Work to do — Return every line below as is, leaving out the pictures.

Dataset excerpt —
[START]

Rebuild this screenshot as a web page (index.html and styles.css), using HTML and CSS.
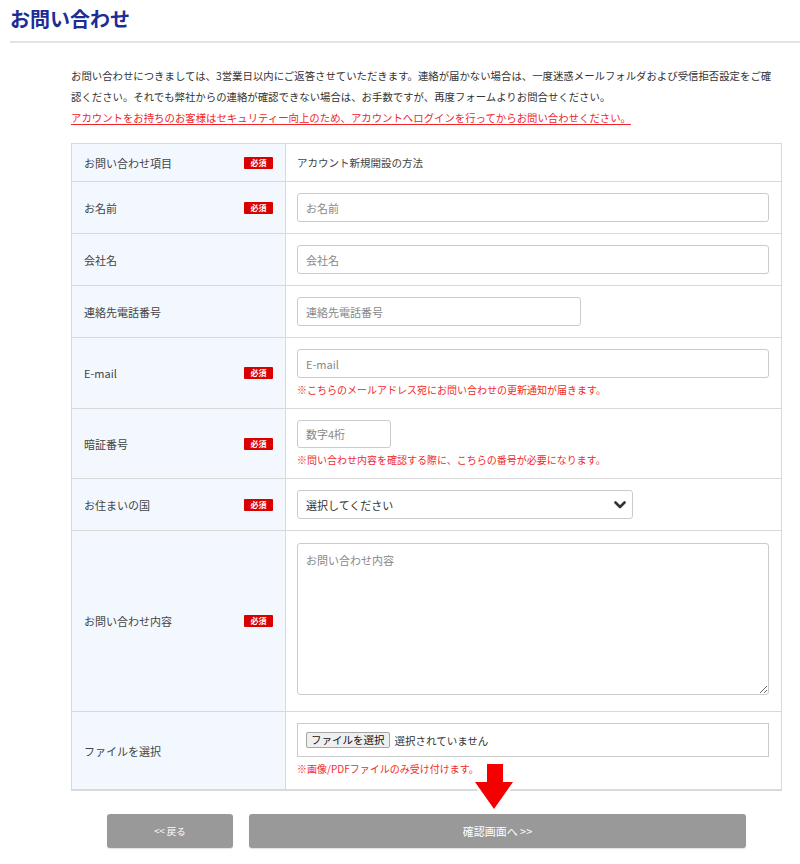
FILE: index.html
```html
<!DOCTYPE html>
<html lang="ja">
<head>
<meta charset="utf-8">
<title>お問い合わせ</title>
<link rel="stylesheet" href="styles.css">
</head>
<body>
<header class="page-head">
  <h1 class="page-title">お問い合わせ</h1>
  <div class="title-rule"></div>
</header>

<main class="content">
  <p class="intro">お問い合わせにつきましては、3営業日以内にご返答させていただきます。連絡が届かない場合は、一度迷惑メールフォルダおよび受信拒否設定をご確認ください。それでも弊社からの連絡が確認できない場合は、お手数ですが、再度フォームよりお問合せください。<br><a class="intro-alert" href="#">アカウントをお持ちのお客様はセキュリティー向上のため、アカウントへログインを行ってからお問い合わせください。</a></p>

  <form class="contact-form" action="#">
    <table class="form-table">
      <colgroup><col class="col-label"><col class="col-field"></colgroup>
      <tr class="row-text">
        <th><div class="label"><span>お問い合わせ項目</span><span class="req">必須</span></div></th>
        <td class="plain">アカウント新規開設の方法</td>
      </tr>
      <tr>
        <th><div class="label"><span>お名前</span><span class="req">必須</span></div></th>
        <td><input class="input" type="text" placeholder="お名前"></td>
      </tr>
      <tr>
        <th><div class="label"><span>会社名</span></div></th>
        <td><input class="input" type="text" placeholder="会社名"></td>
      </tr>
      <tr>
        <th><div class="label"><span>連絡先電話番号</span></div></th>
        <td><input class="input input-tel" type="tel" placeholder="連絡先電話番号"></td>
      </tr>
      <tr>
        <th><div class="label"><span>E-mail</span><span class="req">必須</span></div></th>
        <td>
          <input class="input" type="email" placeholder="E-mail">
          <p class="note">※こちらのメールアドレス宛にお問い合わせの更新通知が届きます。</p>
        </td>
      </tr>
      <tr>
        <th><div class="label"><span>暗証番号</span><span class="req">必須</span></div></th>
        <td>
          <input class="input input-pin" type="text" placeholder="数字4桁">
          <p class="note">※問い合わせ内容を確認する際に、こちらの番号が必要になります。</p>
        </td>
      </tr>
      <tr>
        <th><div class="label"><span>お住まいの国</span><span class="req">必須</span></div></th>
        <td>
          <div class="select-wrap">
            <select class="select">
              <option>選択してください</option>
            </select>
            <svg class="select-caret" width="12" height="8" viewBox="0 0 12 8" aria-hidden="true"><path d="M1.5 1.5 6 6l4.5-4.5" fill="none" stroke="#333" stroke-width="2.6" stroke-linecap="round" stroke-linejoin="round"/></svg>
          </div>
        </td>
      </tr>
      <tr>
        <th><div class="label"><span>お問い合わせ内容</span><span class="req">必須</span></div></th>
        <td><textarea class="textarea" placeholder="お問い合わせ内容"></textarea></td>
      </tr>
      <tr>
        <th><div class="label"><span>ファイルを選択</span></div></th>
        <td class="file-cell">
          <label class="file-box">
            <input class="file-input" type="file" accept="image/*,application/pdf">
            <span class="file-btn">ファイルを選択</span>
            <span class="file-name">選択されていません</span>
          </label>
          <p class="note">※画像/PDFファイルのみ受け付けます。</p>
        </td>
      </tr>
    </table>

    <div class="actions">
      <button class="btn btn-back" type="button">&lt;&lt;&nbsp;戻る</button>
      <button class="btn btn-next" type="submit">確認画面へ&nbsp;&gt;&gt;</button>
      <svg class="pointer-arrow" width="50" height="60" viewBox="0 0 50 60" aria-hidden="true">
        <path d="M17 6h16v18h10L24 51 5 24h12z" fill="#f50000" stroke="#fff" stroke-width="5" stroke-linejoin="round" paint-order="stroke"/>
      </svg>
    </div>
  </form>
</main>
</body>
</html>
```

FILE: styles.css
```css
* {
  box-sizing: border-box;
}

body {
  margin: 0;
  background: #fff;
  color: #333;
  font-family: "Noto Sans CJK JP", "Noto Sans", sans-serif;
}

/* Page heading */
.page-head {
  padding-top: 5px;
}

.page-title {
  margin: 0;
  padding: 0 10px;
  height: 36px;
  font-size: 20px;
  line-height: 28px;
  font-weight: 700;
  color: #1c2d94;
}

.title-rule {
  height: 2px;
  margin-left: 10px;
  background: #e4e4e4;
}

/* Main column */
.content {
  width: 711px;
  margin: 22px 0 40px 71px;
}

.intro {
  max-width: 706px;
  margin: 0 0 15px;
  font-size: 10.4px;
  line-height: 21px;
  color: #333;
}

.intro-alert {
  color: #f0262b;
  text-decoration: underline;
  text-underline-offset: 2px;
}

/* Form table */
.form-table {
  width: 711px;
  border-collapse: collapse;
  table-layout: fixed;
  border: 1px solid #d9d9d9;
  border-bottom-width: 2px;
}

.col-label {
  width: 214px;
}

.form-table th,
.form-table td {
  border: 1px solid #d9d9d9;
  vertical-align: middle;
}

.form-table th {
  background: #f3f8ff;
  padding: 0 12px;
  text-align: left;
  font-weight: 400;
}

.form-table td {
  padding: 11px 12px 11px 11px;
  background: #fff;
}

.form-table td.plain {
  height: 38px;
  padding: 0 11px;
  font-size: 10.5px;
  color: #444;
}

.form-table td.file-cell {
  padding-bottom: 13px;
}

.label {
  display: flex;
  justify-content: space-between;
  align-items: center;
  font-size: 11px;
  color: #444;
}

.req {
  display: inline-flex;
  align-items: center;
  justify-content: center;
  width: 29px;
  height: 12px;
  border-radius: 1px;
  background: #d90000;
  color: #fff;
  font-size: 8px;
  font-weight: 700;
  line-height: 1;
}

/* Controls */
.input,
.select,
.textarea {
  display: block;
  width: 100%;
  height: 29px;
  padding: 0 8px;
  border: 1px solid #cbcbcb;
  border-radius: 3px;
  background: #fff;
  color: #333;
  font-family: inherit;
  font-size: 11px;
}

.input::placeholder,
.textarea::placeholder {
  color: #888;
}

.input-tel {
  width: 284px;
}

.input-pin {
  width: 94px;
  height: 28px;
}

.select-wrap {
  position: relative;
  width: 336px;
}

.select {
  appearance: none;
  -webkit-appearance: none;
  color: #333;
}

.select-caret {
  position: absolute;
  right: 7px;
  top: 11px;
  pointer-events: none;
}

.textarea {
  height: 152px;
  margin-top: 1px;
  margin-bottom: 5px;
  padding: 8px;
  resize: vertical;
}

.note {
  margin: 5px 0 0;
  font-size: 10px;
  line-height: 14px;
  color: #ef2b2b;
}

.file-box {
  display: flex;
  align-items: center;
  gap: 5px;
  height: 34px;
  padding: 0 8px;
  border: 1px solid #cbcbcb;
  cursor: pointer;
}

.file-input {
  display: none;
}

.file-btn {
  display: inline-block;
  height: 16px;
  padding: 0 4px;
  border: 1px solid #a5a5a5;
  border-radius: 2px;
  background: #efefef;
  color: #111;
  font-size: 10.5px;
  line-height: 14px;
}

.file-name {
  font-size: 10.5px;
  color: #333;
}

/* Buttons */
.actions {
  position: relative;
  display: flex;
  gap: 16px;
  margin-top: 23px;
  padding-left: 36px;
}

.btn {
  height: 34px;
  border: 0;
  border-radius: 3px;
  background: #999;
  color: #fff;
  font-family: inherit;
  font-size: 10px;
  cursor: pointer;
  box-shadow: 0 1px 1px rgba(0, 0, 0, 0.12);
}

.btn-back {
  width: 126px;
  font-size: 9.5px;
}

.btn-next {
  width: 497px;
  font-size: 11px;
}

.pointer-arrow {
  position: absolute;
  left: 399px;
  top: -56px;
}
```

[END]

Expected output —
Rebuild this screenshot as a web page (index.html and styles.css), using HTML and CSS.
FILE: index.html
```html
<!DOCTYPE html>
<html lang="ja">
<head>
<meta charset="utf-8">
<title>お問い合わせ</title>
<link rel="stylesheet" href="styles.css">
</head>
<body>
<header class="page-head">
  <h1 class="page-title">お問い合わせ</h1>
  <div class="title-rule"></div>
</header>

<main class="content">
  <p class="intro">お問い合わせにつきましては、3営業日以内にご返答させていただきます。連絡が届かない場合は、一度迷惑メールフォルダおよび受信拒否設定をご確認ください。それでも弊社からの連絡が確認できない場合は、お手数ですが、再度フォームよりお問合せください。<br><a class="intro-alert" href="#">アカウントをお持ちのお客様はセキュリティー向上のため、アカウントへログインを行ってからお問い合わせください。</a></p>

  <form class="contact-form" action="#">
    <table class="form-table">
      <colgroup><col class="col-label"><col class="col-field"></colgroup>
      <tr class="row-text">
        <th><div class="label"><span>お問い合わせ項目</span><span class="req">必須</span></div></th>
        <td class="plain">アカウント新規開設の方法</td>
      </tr>
      <tr>
        <th><div class="label"><span>お名前</span><span class="req">必須</span></div></th>
        <td><input class="input" type="text" placeholder="お名前"></td>
      </tr>
      <tr>
        <th><div class="label"><span>会社名</span></div></th>
        <td><input class="input" type="text" placeholder="会社名"></td>
      </tr>
      <tr>
        <th><div class="label"><span>連絡先電話番号</span></div></th>
        <td><input class="input input-tel" type="tel" placeholder="連絡先電話番号"></td>
      </tr>
      <tr>
        <th><div class="label"><span>E-mail</span><span class="req">必須</span></div></th>
        <td>
          <input class="input" type="email" placeholder="E-mail">
          <p class="note">※こちらのメールアドレス宛にお問い合わせの更新通知が届きます。</p>
        </td>
      </tr>
      <tr>
        <th><div class="label"><span>暗証番号</span><span class="req">必須</span></div></th>
        <td>
          <input class="input input-pin" type="text" placeholder="数字4桁">
          <p class="note">※問い合わせ内容を確認する際に、こちらの番号が必要になります。</p>
        </td>
      </tr>
      <tr>
        <th><div class="label"><span>お住まいの国</span><span class="req">必須</span></div></th>
        <td>
          <div class="select-wrap">
            <select class="select">
              <option>選択してください</option>
            </select>
            <svg class="select-caret" width="12" height="8" viewBox="0 0 12 8" aria-hidden="true"><path d="M1.5 1.5 6 6l4.5-4.5" fill="none" stroke="#333" stroke-width="2.6" stroke-linecap="round" stroke-linejoin="round"/></svg>
          </div>
        </td>
      </tr>
      <tr>
        <th><div class="label"><span>お問い合わせ内容</span><span class="req">必須</span></div></th>
        <td><textarea class="textarea" placeholder="お問い合わせ内容"></textarea></td>
      </tr>
      <tr>
        <th><div class="label"><span>ファイルを選択</span></div></th>
        <td class="file-cell">
          <label class="file-box">
            <input class="file-input" type="file" accept="image/*,application/pdf">
            <span class="file-btn">ファイルを選択</span>
            <span class="file-name">選択されていません</span>
          </label>
          <p class="note">※画像/PDFファイルのみ受け付けます。</p>
        </td>
      </tr>
    </table>

    <div class="actions">
      <button class="btn btn-back" type="button">&lt;&lt;&nbsp;戻る</button>
      <button class="btn btn-next" type="submit">確認画面へ&nbsp;&gt;&gt;</button>
      <svg class="pointer-arrow" width="50" height="60" viewBox="0 0 50 60" aria-hidden="true">
        <path d="M17 6h16v18h10L24 51 5 24h12z" fill="#f50000" stroke="#fff" stroke-width="5" stroke-linejoin="round" paint-order="stroke"/>
      </svg>
    </div>
  </form>
</main>
</body>
</html>
```

FILE: styles.css
```css
* {
  box-sizing: border-box;
}

body {
  margin: 0;
  background: #fff;
  color: #333;
  font-family: "Noto Sans CJK JP", "Noto Sans", sans-serif;
}

/* Page heading */
.page-head {
  padding-top: 5px;
}

.page-title {
  margin: 0;
  padding: 0 10px;
  height: 36px;
  font-size: 20px;
  line-height: 28px;
  font-weight: 700;
  color: #1c2d94;
}

.title-rule {
  height: 2px;
  margin-left: 10px;
  background: #e4e4e4;
}

/* Main column */
.content {
  width: 711px;
  margin: 22px 0 40px 71px;
}

.intro {
  max-width: 706px;
  margin: 0 0 15px;
  font-size: 10.4px;
  line-height: 21px;
  color: #333;
}

.intro-alert {
  color: #f0262b;
  text-decoration: underline;
  text-underline-offset: 2px;
}

/* Form table */
.form-table {
  width: 711px;
  border-collapse: collapse;
  table-layout: fixed;
  border: 1px solid #d9d9d9;
  border-bottom-width: 2px;
}

.col-label {
  width: 214px;
}

.form-table th,
.form-table td {
  border: 1px solid #d9d9d9;
  vertical-align: middle;
}

.form-table th {
  background: #f3f8ff;
  padding: 0 12px;
  text-align: left;
  font-weight: 400;
}

.form-table td {
  padding: 11px 12px 11px 11px;
  background: #fff;
}

.form-table td.plain {
  height: 38px;
  padding: 0 11px;
  font-size: 10.5px;
  color: #444;
}

.form-table td.file-cell {
  padding-bottom: 13px;
}

.label {
  display: flex;
  justify-content: space-between;
  align-items: center;
  font-size: 11px;
  color: #444;
}

.req {
  display: inline-flex;
  align-items: center;
  justify-content: center;
  width: 29px;
  height: 12px;
  border-radius: 1px;
  background: #d90000;
  color: #fff;
  font-size: 8px;
  font-weight: 700;
  line-height: 1;
}

/* Controls */
.input,
.select,
.textarea {
  display: block;
  width: 100%;
  height: 29px;
  padding: 0 8px;
  border: 1px solid #cbcbcb;
  border-radius: 3px;
  background: #fff;
  color: #333;
  font-family: inherit;
  font-size: 11px;
}

.input::placeholder,
.textarea::placeholder {
  color: #888;
}

.input-tel {
  width: 284px;
}

.input-pin {
  width: 94px;
  height: 28px;
}

.select-wrap {
  position: relative;
  width: 336px;
}

.select {
  appearance: none;
  -webkit-appearance: none;
  color: #333;
}

.select-caret {
  position: absolute;
  right: 7px;
  top: 11px;
  pointer-events: none;
}

.textarea {
  height: 152px;
  margin-top: 1px;
  margin-bottom: 5px;
  padding: 8px;
  resize: vertical;
}

.note {
  margin: 5px 0 0;
  font-size: 10px;
  line-height: 14px;
  color: #ef2b2b;
}

.file-box {
  display: flex;
  align-items: center;
  gap: 5px;
  height: 34px;
  padding: 0 8px;
  border: 1px solid #cbcbcb;
  cursor: pointer;
}

.file-input {
  display: none;
}

.file-btn {
  display: inline-block;
  height: 16px;
  padding: 0 4px;
  border: 1px solid #a5a5a5;
  border-radius: 2px;
  background: #efefef;
  color: #111;
  font-size: 10.5px;
  line-height: 14px;
}

.file-name {
  font-size: 10.5px;
  color: #333;
}

/* Buttons */
.actions {
  position: relative;
  display: flex;
  gap: 16px;
  margin-top: 23px;
  padding-left: 36px;
}

.btn {
  height: 34px;
  border: 0;
  border-radius: 3px;
  background: #999;
  color: #fff;
  font-family: inherit;
  font-size: 10px;
  cursor: pointer;
  box-shadow: 0 1px 1px rgba(0, 0, 0, 0.12);
}

.btn-back {
  width: 126px;
  font-size: 9.5px;
}

.btn-next {
  width: 497px;
  font-size: 11px;
}

.pointer-arrow {
  position: absolute;
  left: 399px;
  top: -56px;
}
```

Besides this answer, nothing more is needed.